Conducted Pearson correlation between each principal component and target energy variables; retained the top 20 % of features with the highest absolute correlation for model input.
Model Construction and Comparison
Four model families were benchmarked on the engineered feature set:
Tree‑based algorithms (e.g., Random Forest, Gradient Boosting).
Multi‑Layer Perceptron (MLP).
Gated Recurrent Unit (GRU) networks.
Transformer‑based sequence models.
The GRU architecture was selected because its gating mechanisms (reset and update gates) effectively capture long‑term dependencies while mitigating the vanishing‑gradient problem of standard RNNs. The final GRU configuration was:
Input dimension: number of selected features (≈ 0.2 × original feature count).
Hidden units: 128.
Layers: 2 stacked GRU layers.
Dropout: 0.2 between layers.
Optimizer: Adam (learning rate = 0.001).
Loss function: Mean Squared Error (MSE).
Training epochs: 100 with early stopping (patience = 10).
Batch size: 64.
Results
On a held‑out test set, the GRU model achieved the following prediction accuracies (coefficient of determination, R²) for three key refinery streams:
Fuel gas: 84.2 % (R² = 0.842).
Medium‑pressure steam: 82.7 % (R² = 0.827).

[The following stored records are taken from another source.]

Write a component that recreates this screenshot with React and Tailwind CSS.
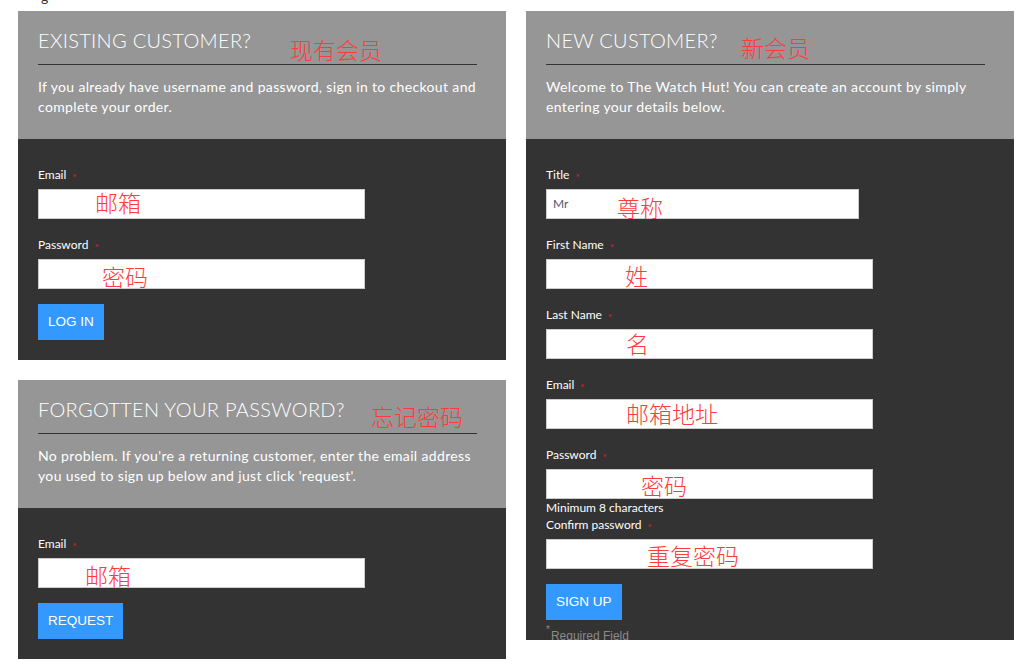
const body = { fontFamily: "Lato, 'Open Sans', sans-serif" };
const cjk = { fontFamily: "'Noto Sans CJK SC', sans-serif" };

function Note({ text, className }) {
  return (
    <span
      style={cjk}
      className={`absolute text-[23px] leading-none font-light text-[#ff3b3b] whitespace-nowrap pointer-events-none ${className}`}
    >
      {text}
    </span>
  );
}

function Header({ title, note, noteClass, children }) {
  return (
    <div className="bg-[#969696] h-[128px] pt-[17px] pl-[20px] pr-[29px] relative">
      <h2 className="text-[20px] leading-[24px] font-light tracking-[0.3px] text-white pb-[12px] border-b border-[#333333]">
        {title}
      </h2>
      <Note text={note} className={noteClass} />
      <p className="mt-[12px] text-[14px] leading-[20px] tracking-[0.35px] text-white">{children}</p>
    </div>
  );
}

function Label({ children }) {
  return (
    <div className="flex items-start h-[14px] text-[12px] leading-[14px] text-white">
      {children}
      <span className="ml-[6px] relative top-[2px] text-[10px] leading-[14px] text-[#e01e1e]">*</span>
    </div>
  );
}

function Field({ label, note, noteClass, width = "w-[327px]", value }) {
  return (
    <div className="mb-[19px]">
      <Label>{label}</Label>
      <div className={`relative mt-[7px] ${width} h-[30px] bg-white border border-[#cccccc] flex items-center pl-[6px]`}>
        {value && <span className="text-[12px] text-[#555a6a]">{value}</span>}
        <Note text={note} className={noteClass} />
      </div>
    </div>
  );
}

function Button({ children }) {
  return (
    <button
      style={{ fontFamily: "'Liberation Sans', Arial, sans-serif" }}
      className="h-[36px] px-[10px] bg-[#3399ff] text-white text-[13.5px] uppercase"
    >
      {children}
    </button>
  );
}

export default function App() {
  return (
    <div style={body} className="w-[1020px] h-[668px] bg-white relative overflow-hidden">
      <span className="absolute left-[41px] top-[-14px] text-[14px] text-[#333]">g</span>
      <div className="flex gap-[20px] pl-[18px] pt-[11px]">
        {/* left column */}
        <div className="w-[488px] flex flex-col gap-[20px]">
          <section>
            <Header title="EXISTING CUSTOMER?" note="现有会员" noteClass="left-[272px] top-[27px]">
              If you already have username and password, sign in to checkout and complete your order.
            </Header>
            <div className="bg-[#333333] pt-[29px] pb-[20px] px-[20px]">
              <Field label="Email" note="邮箱" noteClass="left-[56px] top-[1px]" />
              <Field label="Password" note="密码" noteClass="left-[63px] top-[5px]" />
              <div className="-mt-[4px]">
                <Button>Log in</Button>
              </div>
            </div>
          </section>

          <section>
            <Header title="FORGOTTEN YOUR PASSWORD?" note="忘记密码" noteClass="left-[353px] top-[25px]">
              No problem. If you're a returning customer, enter the email address you used to sign up below and just click 'request'.
            </Header>
            <div className="bg-[#333333] pt-[29px] pb-[20px] px-[20px]">
              <Field label="Email" note="邮箱" noteClass="left-[46px] top-[5px]" />
              <div className="-mt-[4px]">
                <Button>Request</Button>
              </div>
            </div>
          </section>
        </div>

        {/* right column */}
        <section className="w-[488px]">
          <Header title="NEW CUSTOMER?" note="新会员" noteClass="left-[215px] top-[25px]">
            Welcome to The Watch Hut! You can create an account by simply entering your details below.
          </Header>
          <div className="bg-[#333333] h-[501px] overflow-hidden pt-[29px] px-[20px]">
            <Field label="Title" note="尊称" noteClass="left-[70px] top-[6px]" width="w-[313px]" value="Mr" />
            <Field label="First Name" note="姓" noteClass="left-[78px] top-[4px]" />
            <Field label="Last Name" note="名" noteClass="left-[79px] top-[2px]" />
            <Field label="Email" note="邮箱地址" noteClass="left-[79px] top-[2px]" />
            <div>
              <Label>Password</Label>
              <div className="relative mt-[7px] w-[327px] h-[30px] bg-white border border-[#cccccc]">
                <Note text="密码" className="left-[94px] top-[4px]" />
              </div>
              <div className="mt-[2px] mb-[3px] text-[12px] leading-[14px] text-white">Minimum 8 characters</div>
            </div>
            <Field label="Confirm password" note="重复密码" noteClass="left-[100px] top-[4px]" />
            <div className="-mt-[4px]">
              <Button>Sign up</Button>
            </div>
            <div
              style={{ fontFamily: "'Liberation Sans', Arial, sans-serif" }}
              className="mt-[5px] flex items-start text-[12px] leading-[16px] text-[#8a8a8a]"
            >
              <span className="text-[10px] leading-[10px] mr-[1px]">*</span>
              <span className="mt-[3px]">Required Field</span>
            </div>
          </div>
        </section>
      </div>
    </div>
  );
}
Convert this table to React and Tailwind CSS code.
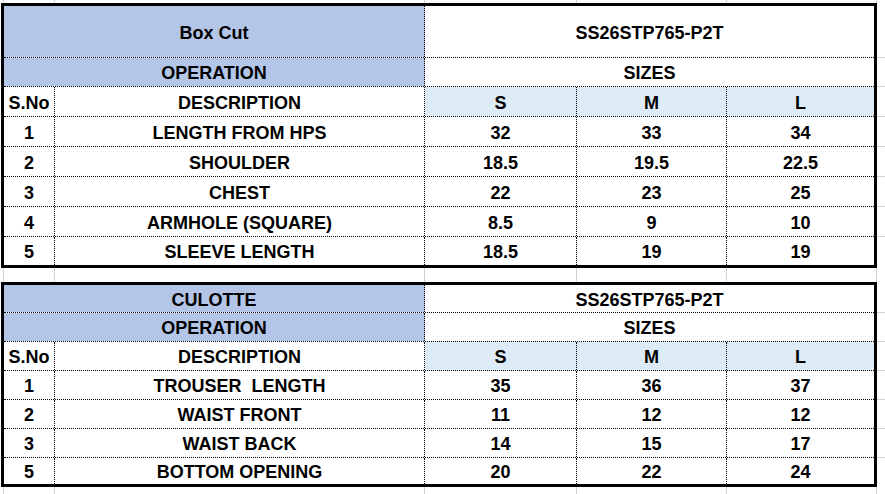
const WIDTHS = ["w-[51px]", "w-[370px]", "w-[152px]", "w-[150px]", "w-[147px]"];
const STRIP = ["w-[4px]", "w-[51px]", "w-[370px]", "w-[152px]", "w-[150px]", "w-[150px]"];

const BOX_CUT = {
  title: "Box Cut",
  style: "SS26STP765-P2T",
  heights: ["h-[52px]", "h-[29px]", "h-[30px]"],
  rowH: ["h-[30px]", "h-[30px]", "h-[30px]", "h-[30px]", "h-[28px]"],
  rows: [
    ["1", "LENGTH FROM HPS", "32", "33", "34"],
    ["2", "SHOULDER", "18.5", "19.5", "22.5"],
    ["3", "CHEST", "22", "23", "25"],
    ["4", "ARMHOLE (SQUARE)", "8.5", "9", "10"],
    ["5", "SLEEVE LENGTH", "18.5", "19", "19"],
  ],
};

const CULOTTE = {
  title: "CULOTTE",
  style: "SS26STP765-P2T",
  heights: ["h-[28px]", "h-[29px]", "h-[29px]"],
  rowH: ["h-[29px]", "h-[29px]", "h-[29px]", "h-[26px]"],
  rows: [
    ["1", "TROUSER  LENGTH", "35", "36", "37"],
    ["2", "WAIST FRONT", "11", "12", "12"],
    ["3", "WAIST BACK", "14", "15", "17"],
    ["5", "BOTTOM OPENING", "20", "22", "24"],
  ],
};

const cell = "flex shrink-0 items-center justify-center whitespace-pre pt-[2px]";
const dotR = "border-r border-dotted border-black";
const dotB = "border-b border-dotted border-black";

function Strip({ h }) {
  return (
    <div className={`flex ${h}`}>
      {STRIP.map((w, i) => (
        <div key={i} className={`${w} shrink-0 border-r border-[#d4d4d4]`} />
      ))}
    </div>
  );
}

function Sheet({ data }) {
  const [h0, h1, h2] = data.heights;
  const all = [h0, h1, h2, ...data.rowH];
  return (
    <div className="flex">
      <div className="ml-[1px] w-[876px] shrink-0 border-[3px] border-black">
        <div className={`flex ${h0} ${dotB}`}>
          <div className={`${cell} w-[421px] bg-[#b4c6e7] ${dotR}`}>{data.title}</div>
          <div className={`${cell} w-[449px]`}>{data.style}</div>
        </div>
        <div className={`flex ${h1} ${dotB}`}>
          <div className={`${cell} w-[421px] bg-[#b4c6e7] ${dotR}`}>OPERATION</div>
          <div className={`${cell} w-[449px]`}>SIZES</div>
        </div>
        <div className={`flex ${h2} ${dotB}`}>
          <div className={`${cell} ${WIDTHS[0]} ${dotR}`}>S.No</div>
          <div className={`${cell} ${WIDTHS[1]} ${dotR}`}>DESCRIPTION</div>
          <div className={`${cell} ${WIDTHS[2]} bg-[#ddebf7] ${dotR}`}>S</div>
          <div className={`${cell} ${WIDTHS[3]} bg-[#ddebf7] ${dotR}`}>M</div>
          <div className={`${cell} ${WIDTHS[4]} bg-[#ddebf7]`}>L</div>
        </div>
        {data.rows.map((r, ri) => (
          <div
            key={ri}
            className={`flex ${data.rowH[ri]} ${ri < data.rows.length - 1 ? dotB : ""}`}
          >
            {r.map((v, ci) => (
              <div key={ci} className={`${cell} ${WIDTHS[ci]} ${ci < 4 ? dotR : ""}`}>
                {v}
              </div>
            ))}
          </div>
        ))}
      </div>
      <div className="flex w-[8px] flex-col pt-[3px]">
        {all.map((h, i) => (
          <div key={i} className={`${h} shrink-0 ${i < all.length - 1 ? "border-b border-[#d4d4d4]" : ""}`} />
        ))}
      </div>
    </div>
  );
}

export default function App() {
  return (
    <div className="h-[494px] w-[885px] overflow-hidden bg-white font-['Liberation_Sans',Arial,sans-serif] text-[18px] leading-none font-bold text-black">
      <Strip h="h-[3px]" />
      <Sheet data={BOX_CUT} />
      <Strip h="h-[14px]" />
      <Sheet data={CULOTTE} />
      <Strip h="h-[7px]" />
    </div>
  );
}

Low‑pressure steam: 81.6 % (R² = 0.816).
Additional error metrics (MAE, RMSE) confirmed consistent performance across all targets, demonstrating the model’s robustness for real‑time energy forecasting.
Conclusions and Contributions
Introduced a pulse‑event encoding technique that transforms discrete, instrument‑limited measurements into continuous, information‑rich time series.
Combined DTW‑based similarity assessment with PCA to sparsify high‑dimensional sensor data and isolate the most influential factors (top 20 %).
Developed a GRU‑based predictive framework that outperforms traditional tree models, MLPs, and Transformer variants in capturing long‑range temporal dependencies of refinery energy consumption.
Validated the approach on real industrial data, achieving > 80 % prediction accuracy for multiple energy streams, thereby providing a practical tool for refinery energy management and carbon‑emission reduction.